> Material provided
========================================

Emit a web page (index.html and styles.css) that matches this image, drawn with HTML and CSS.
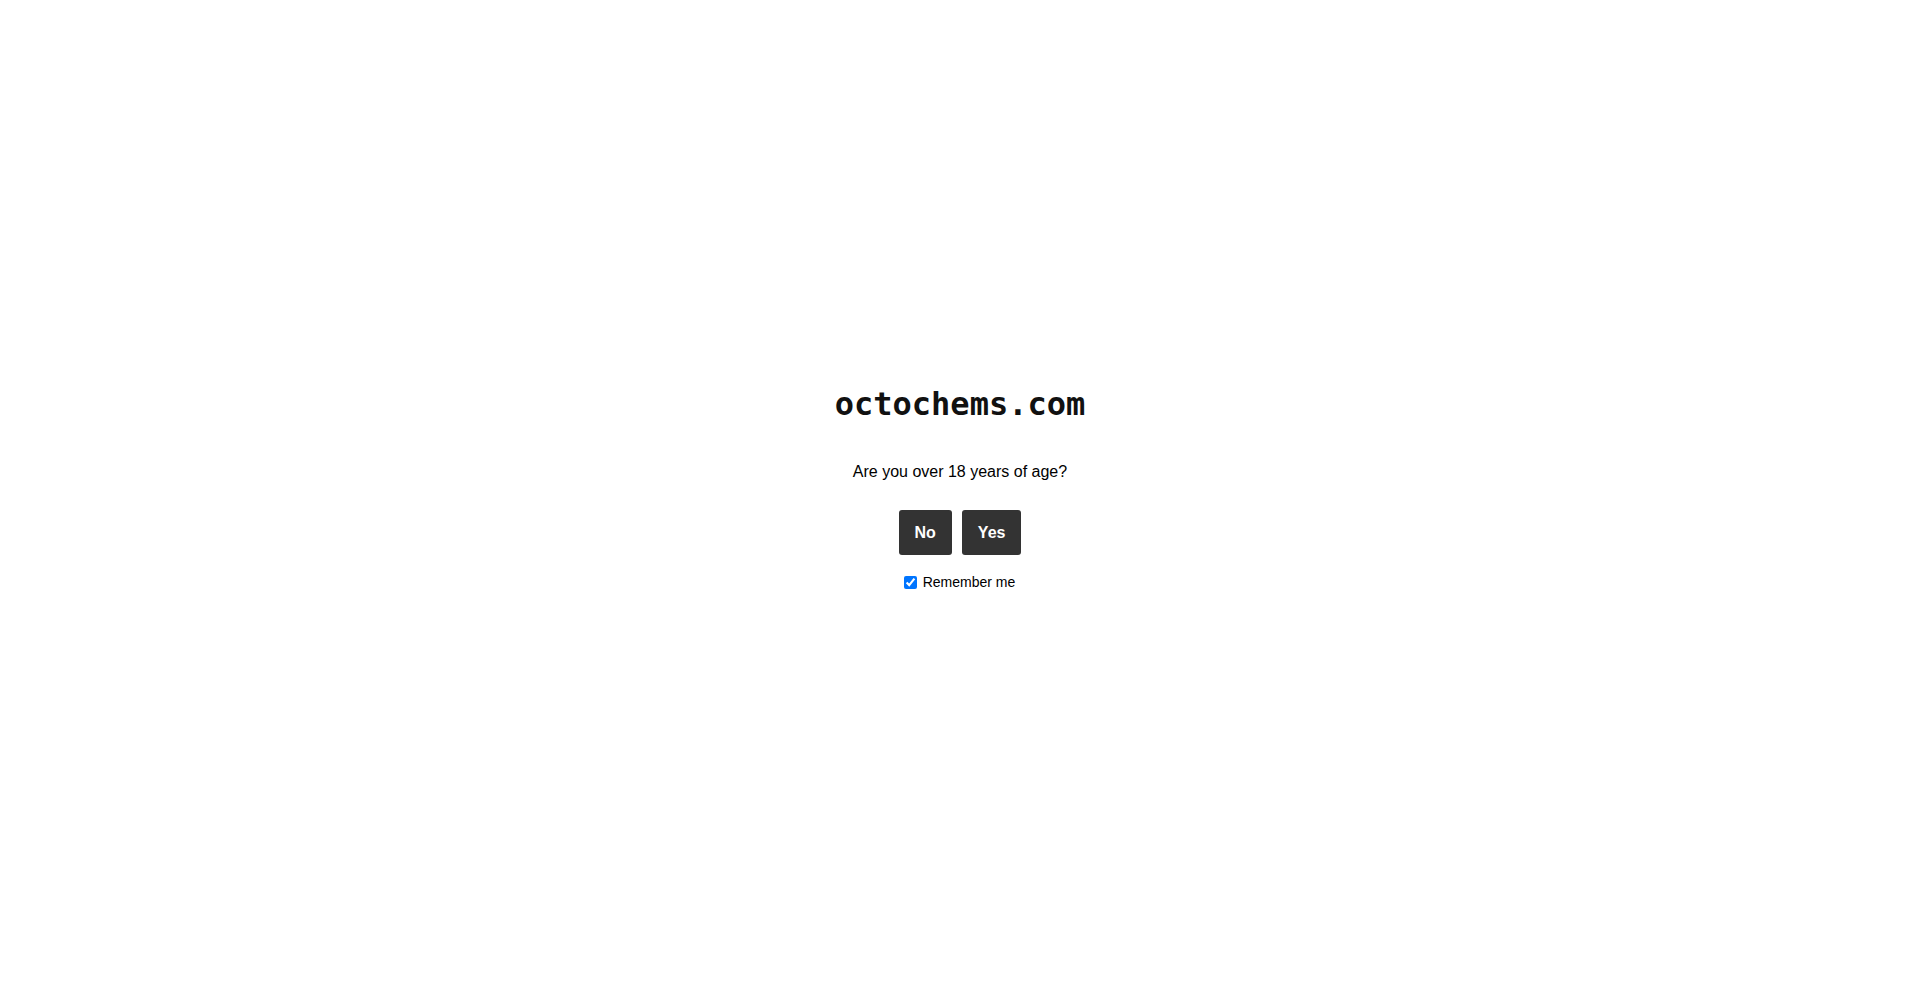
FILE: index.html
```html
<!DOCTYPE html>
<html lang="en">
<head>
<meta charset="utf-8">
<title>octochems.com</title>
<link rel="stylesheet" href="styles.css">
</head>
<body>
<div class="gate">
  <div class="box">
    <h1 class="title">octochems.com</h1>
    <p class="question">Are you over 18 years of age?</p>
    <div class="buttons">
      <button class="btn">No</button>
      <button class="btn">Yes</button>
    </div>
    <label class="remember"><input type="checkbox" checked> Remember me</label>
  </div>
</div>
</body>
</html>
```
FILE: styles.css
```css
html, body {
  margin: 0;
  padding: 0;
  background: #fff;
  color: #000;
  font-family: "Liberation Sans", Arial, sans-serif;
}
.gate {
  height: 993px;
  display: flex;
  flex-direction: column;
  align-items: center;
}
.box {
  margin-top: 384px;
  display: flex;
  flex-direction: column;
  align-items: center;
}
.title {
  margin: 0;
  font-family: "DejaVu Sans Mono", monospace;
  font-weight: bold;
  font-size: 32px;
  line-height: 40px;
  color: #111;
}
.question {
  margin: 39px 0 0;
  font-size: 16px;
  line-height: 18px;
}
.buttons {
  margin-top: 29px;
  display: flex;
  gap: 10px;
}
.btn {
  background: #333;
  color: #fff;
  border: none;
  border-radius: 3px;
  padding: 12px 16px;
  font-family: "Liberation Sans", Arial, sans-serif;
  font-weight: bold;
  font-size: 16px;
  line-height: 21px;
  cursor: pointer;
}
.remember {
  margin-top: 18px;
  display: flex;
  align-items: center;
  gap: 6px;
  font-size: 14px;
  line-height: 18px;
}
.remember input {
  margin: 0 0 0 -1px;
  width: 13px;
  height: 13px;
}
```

========================================

> Directions
Output a faithful copy of the data, with each picture left out.

> Reply to the task
Emit a web page (index.html and styles.css) that matches this image, drawn with HTML and CSS.
FILE: index.html
```html
<!DOCTYPE html>
<html lang="en">
<head>
<meta charset="utf-8">
<title>octochems.com</title>
<link rel="stylesheet" href="styles.css">
</head>
<body>
<div class="gate">
  <div class="box">
    <h1 class="title">octochems.com</h1>
    <p class="question">Are you over 18 years of age?</p>
    <div class="buttons">
      <button class="btn">No</button>
      <button class="btn">Yes</button>
    </div>
    <label class="remember"><input type="checkbox" checked> Remember me</label>
  </div>
</div>
</body>
</html>
```
FILE: styles.css
```css
html, body {
  margin: 0;
  padding: 0;
  background: #fff;
  color: #000;
  font-family: "Liberation Sans", Arial, sans-serif;
}
.gate {
  height: 993px;
  display: flex;
  flex-direction: column;
  align-items: center;
}
.box {
  margin-top: 384px;
  display: flex;
  flex-direction: column;
  align-items: center;
}
.title {
  margin: 0;
  font-family: "DejaVu Sans Mono", monospace;
  font-weight: bold;
  font-size: 32px;
  line-height: 40px;
  color: #111;
}
.question {
  margin: 39px 0 0;
  font-size: 16px;
  line-height: 18px;
}
.buttons {
  margin-top: 29px;
  display: flex;
  gap: 10px;
}
.btn {
  background: #333;
  color: #fff;
  border: none;
  border-radius: 3px;
  padding: 12px 16px;
  font-family: "Liberation Sans", Arial, sans-serif;
  font-weight: bold;
  font-size: 16px;
  line-height: 21px;
  cursor: pointer;
}
.remember {
  margin-top: 18px;
  display: flex;
  align-items: center;
  gap: 6px;
  font-size: 14px;
  line-height: 18px;
}
.remember input {
  margin: 0 0 0 -1px;
  width: 13px;
  height: 13px;
}
```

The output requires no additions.